Dierbare jongeren, het is niet altijd gemakkelijk zijn roeping te onderscheiden en zijn leven juiste richting te geven. Daarom is een nieuw engagement van heel de Kerk nodig – van priesters, Godgewijden, pastorale werkers, opvoeders – opdat vooral aan jongeren gelegenheid geboden wordt om te luisteren en te onderscheiden. Er is een jongerenpastoraal en een roepingenpastoraal nodig die het plan van God helpen onderscheiden, vooral door gebed, overweging van het woord Gods, eucharistische aanbidding en geestelijke begeleiding.

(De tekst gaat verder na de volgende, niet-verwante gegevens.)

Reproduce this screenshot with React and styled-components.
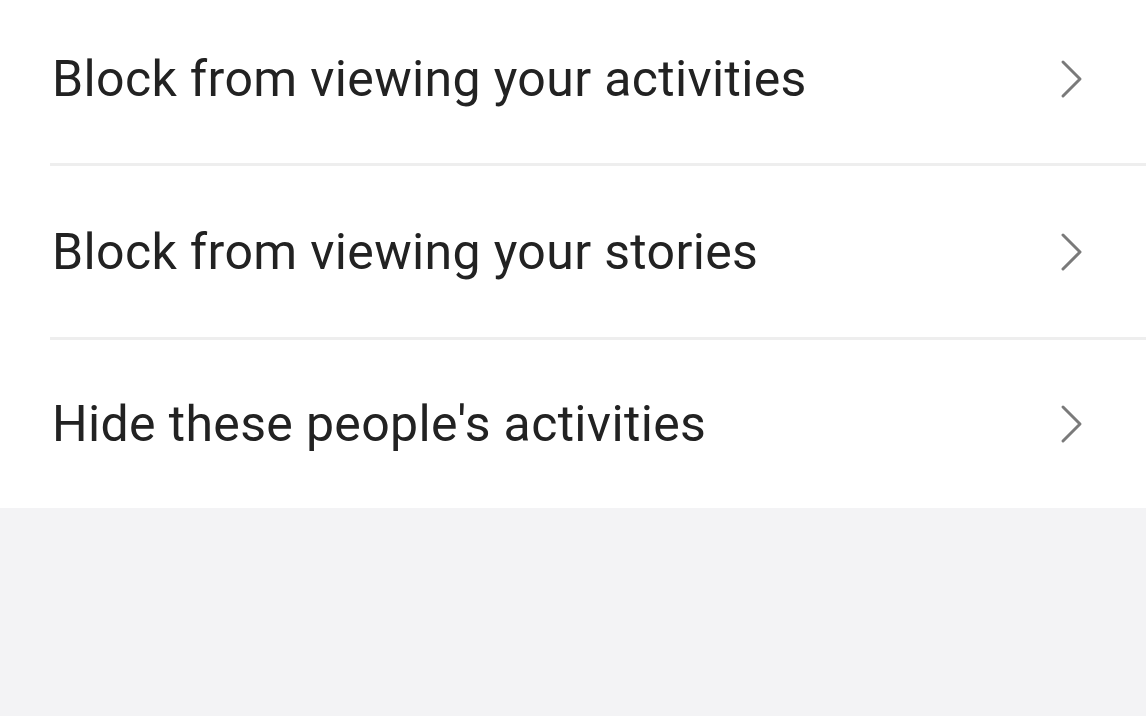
import React from "react";
import styled, { createGlobalStyle } from "styled-components";

const Global = createGlobalStyle`
  html, body { margin: 0; padding: 0; background: #f3f3f5; }
  body { font-family: Roboto, "Noto Sans", "Liberation Sans", sans-serif; overflow: hidden; }
`;

const Page = styled.div`
  width: 1146px;
  height: 716px;
  background: #f3f3f5;
  overflow: hidden;
`;

const List = styled.div`
  background: #ffffff;
  margin-top: -6px;
  display: flex;
  flex-direction: column;
`;

const Label = styled.span`
  font-size: 50px;
  color: #222222;
  letter-spacing: 0.35px;
`;

const Divider = styled.div`
  height: 3px;
  margin-left: 50px;
  background: #eeeeee;
`;

const Item = styled.div`
  height: ${(p) => p.$h}px;
  display: flex;
  align-items: center;
  justify-content: space-between;
  padding: 0 62px 0 52px;
`;

const Chevron = () => (
  <svg width="24" height="40" viewBox="0 0 24 40" fill="none">
    <path d="M3 3 L20 20 L3 37" stroke="#7a7a7a" strokeWidth="3" strokeLinecap="round" strokeLinejoin="round" />
  </svg>
);

const items = [
  { text: "Block from viewing your activities", h: 169 },
  { text: "Block from viewing your stories", h: 171 },
  { text: "Hide these people's activities", h: 168 },
];

export default function App() {
  return (
    <Page>
      <Global />
      <List>
        {items.map((it, i) => (
          <React.Fragment key={it.text}>
            <Item $h={it.h}>
              <Label>{it.text}</Label>
              <Chevron />
            </Item>
            {i < items.length - 1 && <Divider />}
          </React.Fragment>
        ))}
      </List>
    </Page>
  );
}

Zoals dat tijdens de Wereldjongerendagen in Panama meerdere keren gebeurd is, worden wij uitgenodigd naar Maria te kijken. In de geschiedenis van dit jonge meisje, was de roeping ook zowel een belofte als een risico. Haar zending was niet gemakkelijk, en toch heeft zij niet toegelaten dat angst de bovenhand kreeg. Haar ja was het ja van iemand die zich wil engageren en risico nemen, van iemand die alles wil inzetten, zonder andere zekerheid dan te weten dat zij draagster is van een belofte. En ik vraag aan ieder van u: voelt u zich drager van een belofte? Welke belofte draag ik in mijn hart die wil gerealiseerd worden? Maria had ongetwijfeld een moeilijke zending, maar de moeilijkheden waren geen reden om nee te zeggen. Zeker, Zij zal moeilijkheden gekend hebben, maar het zullen niet dezelfde moeilijkheden zijn als degene die opduiken wanneer lafheid ons verlamt door het feit dat alles niet onmiddellijk duidelijk of zeker is”.

Verenigen wij ons op deze dag in gebed en vragen wij de Heer dat Hij ons zijn liefdesplan met ons leven laat ontdekken en ons de moed geeft risico te nemen op de weg die Hij sinds eeuwig voor ons heeft bedacht.

Vanuit het Vaticaan, 31 januari 2019,
Gedachtenis van de Heilige Johannes Bosco.